[BEGIN Input data]
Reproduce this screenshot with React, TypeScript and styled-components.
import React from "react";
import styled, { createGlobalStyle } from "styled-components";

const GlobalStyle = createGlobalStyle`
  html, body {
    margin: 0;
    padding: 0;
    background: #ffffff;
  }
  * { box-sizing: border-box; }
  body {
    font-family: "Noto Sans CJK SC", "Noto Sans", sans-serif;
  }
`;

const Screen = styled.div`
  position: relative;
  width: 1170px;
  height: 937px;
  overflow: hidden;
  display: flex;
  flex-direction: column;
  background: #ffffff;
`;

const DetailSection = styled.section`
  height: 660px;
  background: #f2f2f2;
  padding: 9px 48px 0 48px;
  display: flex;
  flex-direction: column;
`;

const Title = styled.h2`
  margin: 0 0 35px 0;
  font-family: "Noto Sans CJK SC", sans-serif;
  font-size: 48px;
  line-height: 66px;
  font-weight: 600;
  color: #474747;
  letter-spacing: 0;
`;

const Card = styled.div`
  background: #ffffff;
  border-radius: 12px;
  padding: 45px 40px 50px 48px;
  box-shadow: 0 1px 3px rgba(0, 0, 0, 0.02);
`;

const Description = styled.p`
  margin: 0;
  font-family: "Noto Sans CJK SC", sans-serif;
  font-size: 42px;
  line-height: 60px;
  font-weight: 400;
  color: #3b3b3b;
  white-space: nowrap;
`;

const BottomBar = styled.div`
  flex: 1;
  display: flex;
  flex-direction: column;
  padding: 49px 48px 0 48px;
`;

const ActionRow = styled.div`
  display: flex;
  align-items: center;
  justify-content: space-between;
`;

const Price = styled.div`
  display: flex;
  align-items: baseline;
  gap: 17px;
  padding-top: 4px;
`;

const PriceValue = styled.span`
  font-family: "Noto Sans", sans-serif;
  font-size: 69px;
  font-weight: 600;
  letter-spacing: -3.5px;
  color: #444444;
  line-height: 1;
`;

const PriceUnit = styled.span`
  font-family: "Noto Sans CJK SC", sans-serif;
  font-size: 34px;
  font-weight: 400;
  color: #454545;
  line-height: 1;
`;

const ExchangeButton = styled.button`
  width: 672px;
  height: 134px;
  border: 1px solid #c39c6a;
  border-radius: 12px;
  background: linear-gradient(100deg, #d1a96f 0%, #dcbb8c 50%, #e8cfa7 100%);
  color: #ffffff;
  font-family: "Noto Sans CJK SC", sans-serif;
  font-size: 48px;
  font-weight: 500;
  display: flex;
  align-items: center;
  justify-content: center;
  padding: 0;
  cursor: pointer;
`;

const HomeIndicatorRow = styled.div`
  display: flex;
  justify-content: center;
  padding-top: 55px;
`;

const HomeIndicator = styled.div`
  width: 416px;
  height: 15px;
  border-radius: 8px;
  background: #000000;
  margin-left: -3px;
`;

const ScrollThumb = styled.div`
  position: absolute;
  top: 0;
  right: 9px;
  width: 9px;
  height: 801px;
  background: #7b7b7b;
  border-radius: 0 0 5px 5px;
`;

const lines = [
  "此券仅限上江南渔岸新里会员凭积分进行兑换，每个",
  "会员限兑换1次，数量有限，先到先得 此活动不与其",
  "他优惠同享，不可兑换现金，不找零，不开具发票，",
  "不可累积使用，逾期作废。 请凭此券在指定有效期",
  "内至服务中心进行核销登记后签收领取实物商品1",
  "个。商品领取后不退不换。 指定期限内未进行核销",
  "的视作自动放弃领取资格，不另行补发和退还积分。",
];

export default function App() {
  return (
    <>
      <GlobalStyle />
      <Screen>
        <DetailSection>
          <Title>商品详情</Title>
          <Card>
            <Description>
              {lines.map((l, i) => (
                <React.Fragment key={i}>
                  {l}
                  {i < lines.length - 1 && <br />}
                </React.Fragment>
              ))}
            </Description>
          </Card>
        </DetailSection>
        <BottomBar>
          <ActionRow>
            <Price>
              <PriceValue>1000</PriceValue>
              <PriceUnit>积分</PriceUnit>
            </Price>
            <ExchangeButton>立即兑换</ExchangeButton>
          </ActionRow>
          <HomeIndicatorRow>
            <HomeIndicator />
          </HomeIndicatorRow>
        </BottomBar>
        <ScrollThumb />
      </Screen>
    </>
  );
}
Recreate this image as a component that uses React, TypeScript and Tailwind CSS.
[END Input data]
Write an exact transcription of every entry above.

| Answer for this exercise |
Reproduce this screenshot with React, TypeScript and styled-components.
import React from "react";
import styled, { createGlobalStyle } from "styled-components";

const GlobalStyle = createGlobalStyle`
  html, body {
    margin: 0;
    padding: 0;
    background: #ffffff;
  }
  * { box-sizing: border-box; }
  body {
    font-family: "Noto Sans CJK SC", "Noto Sans", sans-serif;
  }
`;

const Screen = styled.div`
  position: relative;
  width: 1170px;
  height: 937px;
  overflow: hidden;
  display: flex;
  flex-direction: column;
  background: #ffffff;
`;

const DetailSection = styled.section`
  height: 660px;
  background: #f2f2f2;
  padding: 9px 48px 0 48px;
  display: flex;
  flex-direction: column;
`;

const Title = styled.h2`
  margin: 0 0 35px 0;
  font-family: "Noto Sans CJK SC", sans-serif;
  font-size: 48px;
  line-height: 66px;
  font-weight: 600;
  color: #474747;
  letter-spacing: 0;
`;

const Card = styled.div`
  background: #ffffff;
  border-radius: 12px;
  padding: 45px 40px 50px 48px;
  box-shadow: 0 1px 3px rgba(0, 0, 0, 0.02);
`;

const Description = styled.p`
  margin: 0;
  font-family: "Noto Sans CJK SC", sans-serif;
  font-size: 42px;
  line-height: 60px;
  font-weight: 400;
  color: #3b3b3b;
  white-space: nowrap;
`;

const BottomBar = styled.div`
  flex: 1;
  display: flex;
  flex-direction: column;
  padding: 49px 48px 0 48px;
`;

const ActionRow = styled.div`
  display: flex;
  align-items: center;
  justify-content: space-between;
`;

const Price = styled.div`
  display: flex;
  align-items: baseline;
  gap: 17px;
  padding-top: 4px;
`;

const PriceValue = styled.span`
  font-family: "Noto Sans", sans-serif;
  font-size: 69px;
  font-weight: 600;
  letter-spacing: -3.5px;
  color: #444444;
  line-height: 1;
`;

const PriceUnit = styled.span`
  font-family: "Noto Sans CJK SC", sans-serif;
  font-size: 34px;
  font-weight: 400;
  color: #454545;
  line-height: 1;
`;

const ExchangeButton = styled.button`
  width: 672px;
  height: 134px;
  border: 1px solid #c39c6a;
  border-radius: 12px;
  background: linear-gradient(100deg, #d1a96f 0%, #dcbb8c 50%, #e8cfa7 100%);
  color: #ffffff;
  font-family: "Noto Sans CJK SC", sans-serif;
  font-size: 48px;
  font-weight: 500;
  display: flex;
  align-items: center;
  justify-content: center;
  padding: 0;
  cursor: pointer;
`;

const HomeIndicatorRow = styled.div`
  display: flex;
  justify-content: center;
  padding-top: 55px;
`;

const HomeIndicator = styled.div`
  width: 416px;
  height: 15px;
  border-radius: 8px;
  background: #000000;
  margin-left: -3px;
`;

const ScrollThumb = styled.div`
  position: absolute;
  top: 0;
  right: 9px;
  width: 9px;
  height: 801px;
  background: #7b7b7b;
  border-radius: 0 0 5px 5px;
`;

const lines = [
  "此券仅限上江南渔岸新里会员凭积分进行兑换，每个",
  "会员限兑换1次，数量有限，先到先得 此活动不与其",
  "他优惠同享，不可兑换现金，不找零，不开具发票，",
  "不可累积使用，逾期作废。 请凭此券在指定有效期",
  "内至服务中心进行核销登记后签收领取实物商品1",
  "个。商品领取后不退不换。 指定期限内未进行核销",
  "的视作自动放弃领取资格，不另行补发和退还积分。",
];

export default function App() {
  return (
    <>
      <GlobalStyle />
      <Screen>
        <DetailSection>
          <Title>商品详情</Title>
          <Card>
            <Description>
              {lines.map((l, i) => (
                <React.Fragment key={i}>
                  {l}
                  {i < lines.length - 1 && <br />}
                </React.Fragment>
              ))}
            </Description>
          </Card>
        </DetailSection>
        <BottomBar>
          <ActionRow>
            <Price>
              <PriceValue>1000</PriceValue>
              <PriceUnit>积分</PriceUnit>
            </Price>
            <ExchangeButton>立即兑换</ExchangeButton>
          </ActionRow>
          <HomeIndicatorRow>
            <HomeIndicator />
          </HomeIndicatorRow>
        </BottomBar>
        <ScrollThumb />
      </Screen>
    </>
  );
}
Recreate this image as a component that uses React, TypeScript and Tailwind CSS.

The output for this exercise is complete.